|Matthew Henry's Concise Commentary|
39:1-30 God inquires of Job concerning several animals. - In these questions the Lord continued to humble Job. In this chapter several animals are spoken of, whose nature or situation particularly show the power, wisdom, and manifold works of God. The wild ass. It is better to labour and be good for something, than to ramble and be good for nothing. From the untameableness of this and other creatures, we may see, how unfit we are to give law to Providence, who cannot give law even to a wild ass's colt. The unicorn, a strong, stately, proud creature. He is able to serve, but not willing; and God challenges Job to force him to it. It is a great mercy if, where God gives strength for service, he gives a heart; it is what we should pray for, and reason ourselves into, which the brutes cannot do. Those gifts are not always the most valuable that make the finest show. Who would not rather have the voice of the nightingale, than the tail of the peacock; the eye of the eagle and her soaring wing, and the natural affection of the stork, than the beautiful feathers of the ostrich, which can never rise above the earth, and is without natural affection? The description of the war-horse helps to explain the character of presumptuous sinners. Every one turneth to his course, as the horse rushes into the battle. When a man's heart is fully set in him to do evil, and he is carried on in a wicked way, by the violence of his appetites and passions, there is no making him fear the wrath of God, and the fatal consequences of sin. Secure sinners think themselves as safe in their sins as the eagle in her nest on high, in the clefts of the rocks; but I will bring thee down from thence, saith the Lord, #Jer 49:16". All these beautiful references to the works of nature, should teach us a right view of the riches of the wisdom of Him who made and sustains all things. The want of right views concerning the wisdom of God, which is ever present in all things, led Job to think and speak unworthily of Providence.
Verse 16. - She is hardened against her young ones, as though they were not hers. This is a deduction from what has preceded, and discloses no new fact. Recent careful observation of the habits of the ostrich indicates that the parental instinct is not wanting, though it may be weaker than in most birds. Both the male and the female incubate at night, and, when the nest is approached by the hunter, the parent bird or birds will leave it, and try to draw him away from it by running on in front of him, or feigning to attack him, much as peewits do in our own country.
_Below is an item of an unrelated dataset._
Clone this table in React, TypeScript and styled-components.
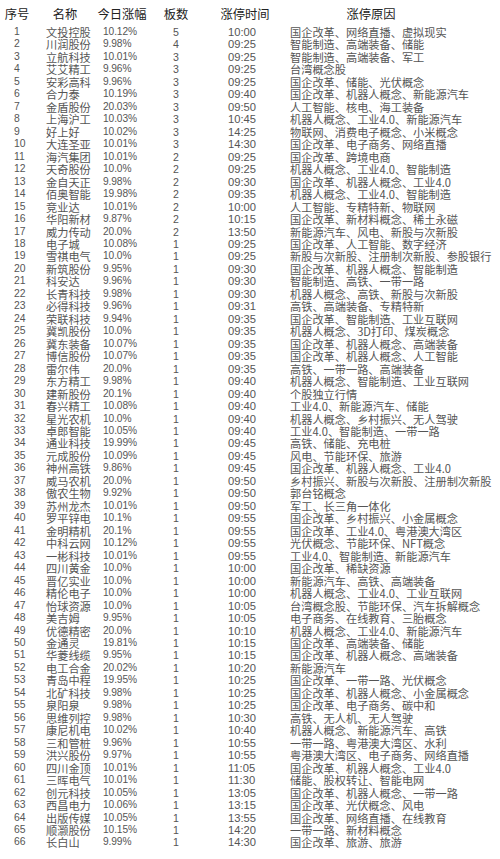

Her labour is in vain without fear; or, though her labour is in vain, she is without fear (see the Revised Version); i.e. though she is often disappointed of her immediate hope of offspring, through her eggs being crushed and destroyed, yet she grows no wiser, she does not fear for the future.
Gill's Exposition of the Entire Bible
She is hardened against her young ones, as though they were not hers,.... Hence said to be cruel, Lamentations 4:3; not against the young ones she hatches, for Aelianus (c) reports her as very tender of her young, and exposing herself to danger for the preservation of them; but being a very forgetful creature, having laid its eggs in the sand, where it leaves them, forgets where it has laid them; and finding other eggs sits on them and hatches them, and regards the young as its own, and is hardened against its true and real young, as not belonging to her;
her labour is in vain without fear; in laying her eggs and leaving them in the dust, without fear of their being crushed and broken, which yet they are, and so her labour is in vain; or her labour in hatching the eggs of others, without any fear or care of their belonging to others, which yet they do, and so she labours in vain.
(c) Ut supra. (Vid. Aelian. l. 4. c. 37.)
Jamieson-Fausset-Brown Bible Commentary
16. On a slight noise she often forsakes her eggs, and returns not, as if she were "hardened towards her young."
her labour—in producing eggs, is in vain, (yet) she has not disquietude (about her young), unlike other birds, who, if one egg and another are taken away, will go on laying till their full number is made up.